Our chapter on political participation notes that a number of states once allowed noncitizens to vote, and that a small number of municipalities currently let them vote in local elections. New Haven Mayor John DeStafano has proposed allowing noncitizens to vote in city elections, regardless of legal status. The New Haven Register editorializes:
New Haven Mayor John DeStefano Jr.’s trial balloon about letting citizens of other countries vote in his city’s elections appears to have been pricked as soon as it was publicly floated.
The proposal grows out of the fact that City Hall estimates there are 10,000 to 12,000 undocumented immigrants in New Haven. The mayor has attempted to involve undocumented immigrants in the city’s life, in part to encourage their cooperation with police in the investigation of crimes.
The reaction to allowing such immigrants to vote was quick and probably fatal to the mayor’s proposal. Gov. Dannel P. Malloy — who supported in-state tuition for undocumented immigrants at state universities — said he didn’t like it. “There are obligations that run with citizenship and there are privileges that run with citizenship. It’s not something that I’m inclined to support.”

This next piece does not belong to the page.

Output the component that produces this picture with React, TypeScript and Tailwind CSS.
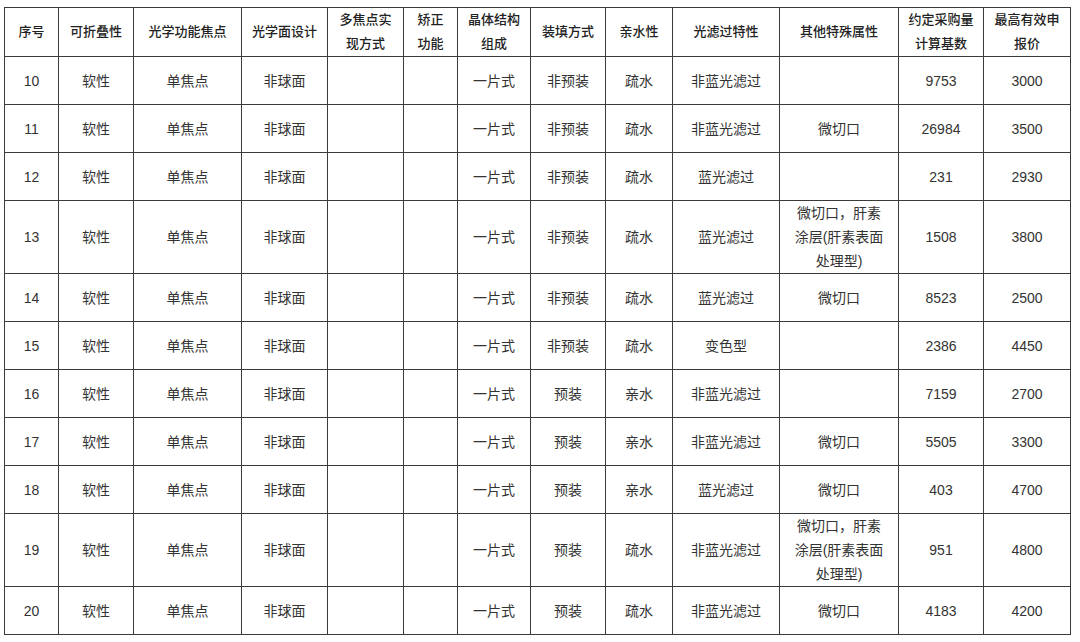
import React from 'react';

type Row = {
  no: number;
  fold: string;
  focus: string;
  surface: string;
  multi: string;
  correct: string;
  crystal: string;
  fill: string;
  water: string;
  filter: string;
  other: string[];
  base: number;
  price: number;
};

const COLS = [54, 75, 108, 86, 76, 54, 73, 75, 67, 107, 119, 85, 87];

const HEAD: string[][] = [
  ['序号'],
  ['可折叠性'],
  ['光学功能焦点'],
  ['光学面设计'],
  ['多焦点实', '现方式'],
  ['矫正', '功能'],
  ['晶体结构', '组成'],
  ['装填方式'],
  ['亲水性'],
  ['光滤过特性'],
  ['其他特殊属性'],
  ['约定采购量', '计算基数'],
  ['最高有效申', '报价'],
];

const LONG = ['微切口，肝素', '涂层(肝素表面', '处理型)'];

const mk = (no: number, fill: string, water: string, filter: string, other: string[], base: number, price: number): Row => ({
  no,
  fold: '软性',
  focus: '单焦点',
  surface: '非球面',
  multi: '',
  correct: '',
  crystal: '一片式',
  fill,
  water,
  filter,
  other,
  base,
  price,
});

const ROWS: Row[] = [
  mk(10, '非预装', '疏水', '非蓝光滤过', [], 9753, 3000),
  mk(11, '非预装', '疏水', '非蓝光滤过', ['微切口'], 26984, 3500),
  mk(12, '非预装', '疏水', '蓝光滤过', [], 231, 2930),
  mk(13, '非预装', '疏水', '蓝光滤过', LONG, 1508, 3800),
  mk(14, '非预装', '疏水', '蓝光滤过', ['微切口'], 8523, 2500),
  mk(15, '非预装', '疏水', '变色型', [], 2386, 4450),
  mk(16, '预装', '亲水', '非蓝光滤过', [], 7159, 2700),
  mk(17, '预装', '亲水', '非蓝光滤过', ['微切口'], 5505, 3300),
  mk(18, '预装', '亲水', '蓝光滤过', ['微切口'], 403, 4700),
  mk(19, '预装', '疏水', '非蓝光滤过', LONG, 951, 4800),
  mk(20, '预装', '疏水', '非蓝光滤过', ['微切口'], 4183, 4200),
];

const cell = 'border border-[#3a3a3a] text-center align-middle p-0';

export default function App() {
  return (
    <div
      className="w-[1080px] h-[642px] bg-white pl-[4px] pt-[7px] overflow-hidden"
      style={{ fontFamily: '"Liberation Sans", "Noto Sans CJK SC", sans-serif' }}
    >
      <table className="table-fixed border-collapse w-[1066px] text-[#333]">
        <colgroup>
          {COLS.map((w, i) => (
            <col key={i} style={{ width: w }} />
          ))}
        </colgroup>
        <thead>
          <tr className="h-[49px]">
            {HEAD.map((lines, i) => (
              <th key={i} className={`${cell} text-[13px] font-medium leading-[24px] text-[#222]`}>
                {lines.map((l, j) => (
                  <div key={j}>{l}</div>
                ))}
              </th>
            ))}
          </tr>
        </thead>
        <tbody className="text-[14px] leading-[24px]">
          {ROWS.map((r) => (
            <tr key={r.no} className={r.other.length > 1 ? 'h-[72px]' : 'h-[48px]'}>
              <td className={cell}>{r.no}</td>
              <td className={cell}>{r.fold}</td>
              <td className={cell}>{r.focus}</td>
              <td className={cell}>{r.surface}</td>
              <td className={cell}>{r.multi}</td>
              <td className={cell}>{r.correct}</td>
              <td className={cell}>{r.crystal}</td>
              <td className={cell}>{r.fill}</td>
              <td className={cell}>{r.water}</td>
              <td className={cell}>{r.filter}</td>
              <td className={cell}>
                {r.other.map((l, j) => (
                  <div key={j}>{l}</div>
                ))}
              </td>
              <td className={cell}>{r.base}</td>
              <td className={cell}>{r.price}</td>
            </tr>
          ))}
        </tbody>
      </table>
    </div>
  );
}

Malloy’s comments were followed by Secretary of the State Denise Merrill pointing out that the state constitution specifies that only citizens who are 18 or older may vote. Amending the constitution to allow DeStefano’s proposal to become law would be a difficult, lengthy and almost certainly impossible political task, given the hostility to the proposal from outside New Haven, and doubts among city residents.